The thing is that as much as I WANT people to read my book it also makes me feel incredibly vulnerable to know people CAN read my book. It’s a bit like letting any random stranger, friend, acquaintance or enemy root freely around in your head, picking through your deepest thoughts and feelings and judging everything, judging me, by what they find there. 

So to sum up, basically it’s all completely terrifying and wonderful and I’m fairly sure I’m going to be hideous to live with for the next six months or possibly longer but shhh don’t tell my family, they have no idea!

 Did you ever feel like quitting writing?

The honest answer is no. I never wanted to quit writing because it had taken me so many years to get round to doing it and made such a huge difference to my life that I couldn’t imagine NOT writing. 

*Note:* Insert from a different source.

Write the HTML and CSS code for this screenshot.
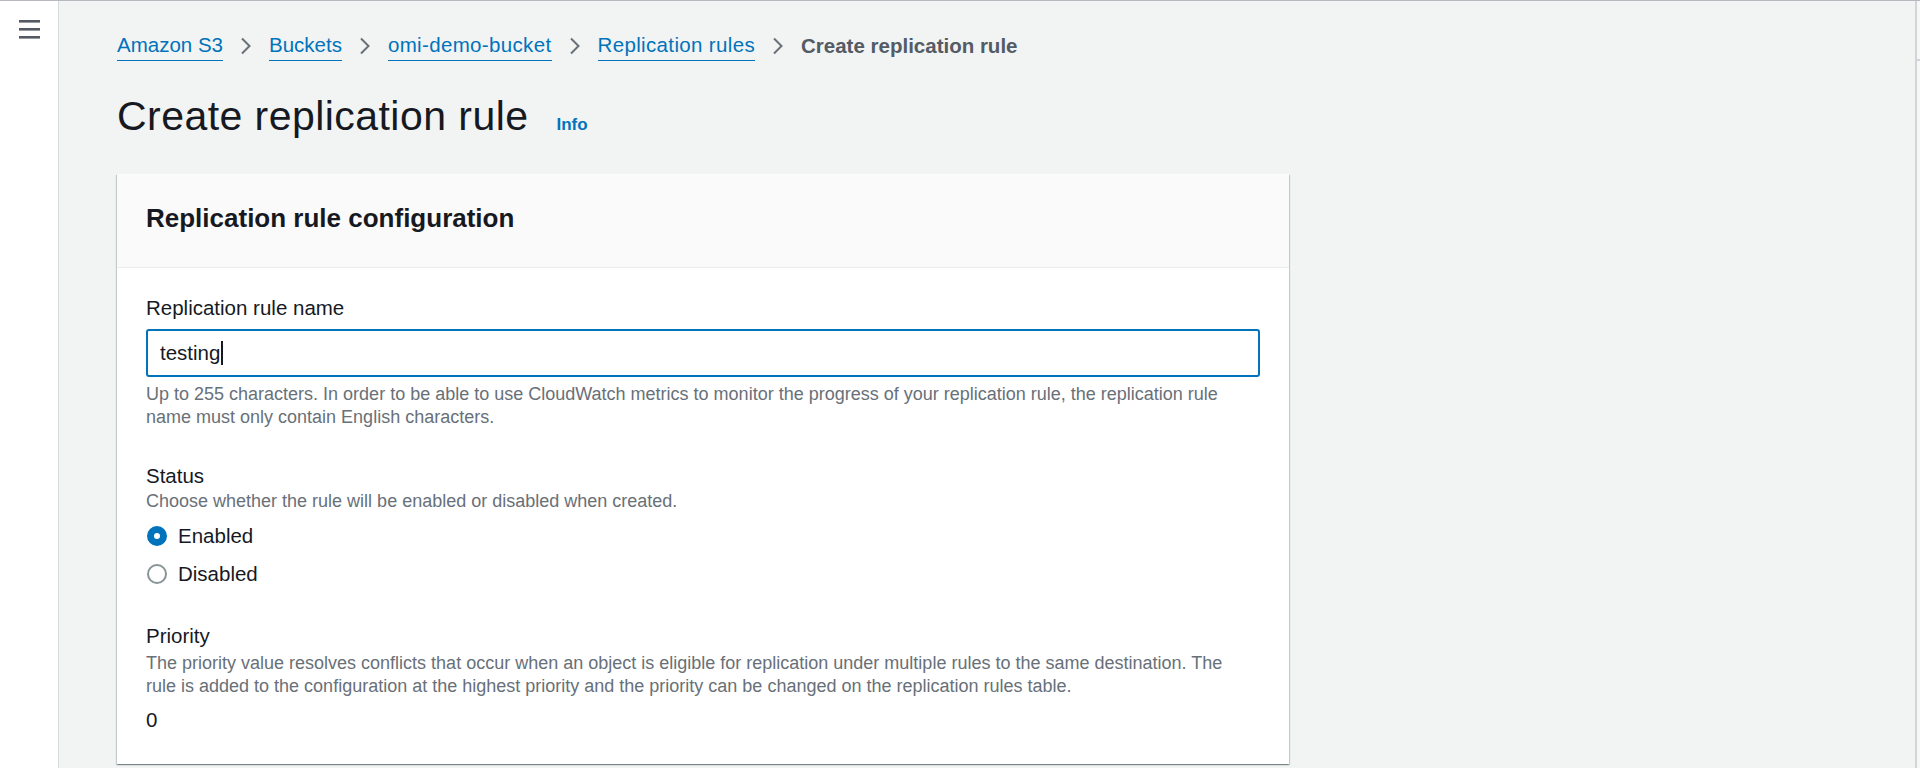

But I certainly considered giving up the quest for publication. I had some extremely low points where rejection and failure seemed to haunt me and I wondered why I kept putting myself out there, why I was chasing this dream that seemed impossible and hurt so much. 

I was lucky that I had family and friends to support me and just enough stubbornness and grit to keep going. I grabbed onto every tiny triumph I could find and just kept writing.

What are your hopes for 2017?

A film deal, a t.v spin off and my own interactive, nose based theme park to start with.

*Cue maniacal laughter* 

We writers do have overactive imaginations don’t we? 

No, truthfully I think it’s really easy to get caught up in the whole success thing. To see other authors winning prizes, getting five star reviews, selling foreign rights, as well as the pinnacle of all authors dreams - having their own themed stickers, rubbers and pencils! It’s understandable that we crave similar validation that we’re talented and special too. But lovely as all those things are (especially the pencils!) my real hopes for 2017 are that children will love reading Mold and the Poison Plot, that they disappear into the world I made and never want to leave and that maybe they’ll tell me all about it one day. I can wait till 2018 for the theme park…

Who did you tell first about your book deal? 

My son was in the house when I got the email offer from OUP and I may have danced excitedly past him shouting “I’ve got a book deal!” which made it quite difficult for him to ignore. It was lovely and fitting that he was the first person to know because I started writing for him and he has been an amazing support throughout; listening to me reading draft after draft, discussing plots and characters and ideas for hours, nagging me to keep writing so he can find out what happens next, telling me it’s boring and I need to make it better and doling out hugs and words of comfort when I’ve been struggling. 

What has the wait for publication been like?

VERY VERY LOOOOOOONG!

I signed my book deal in May 2015 and Mold will be released in May 2017 so it’s been rather a slow road to publication for me. 

At the beginning it didn’t seem that bad, there was editing to do and then more editing and ooh a little bit more editing and just some tiny extra bits of editing and that kept me occupied for a while screaming into the void and banging my head on the desk. 

After the editing’s done though, much of the work that goes on is the publishers domain and there were long periods of time when I wasn’t needed for anything. I’d try and focus on a new manuscript for a while only to be needed again for brief bursts of excitement over things like proof pages and cover discussions.

I often think that writing is one of the worst occupations for someone with little or no patience like myself to get in to and… unsurprisingly, I’m absolutely right. 

I’m pleased to say that I’ve coped well with all the waiting (snort) by moaning excessively to all my (very long suffering) friends and family and the copious use of twitter. 

And in between I’ve done some actual writing of words so that one day I might be lucky enough to go through it all again.
***
Summary of Mold
He's got a big heart . . . and a nose to match! 
Mold's a bit of a freak. His nose is as big as his body is puny and his mother abandoned him in a bin when he was a mere baby. Who else but the old healer, Aggy, would have taken him in and raised him as her own? But when Aggy is accused of poisoning the King, Mold sets out to clear her name. 
In a thrilling race against time to save Aggy from the hangman's noose, Mold faces hideous, deadly monsters like the Yurg and the Purple Narlo Frog. He finds true friendship in the most unusual - and smelly - of places and must pit his wits and his clever nose against the evil witch Hexaba.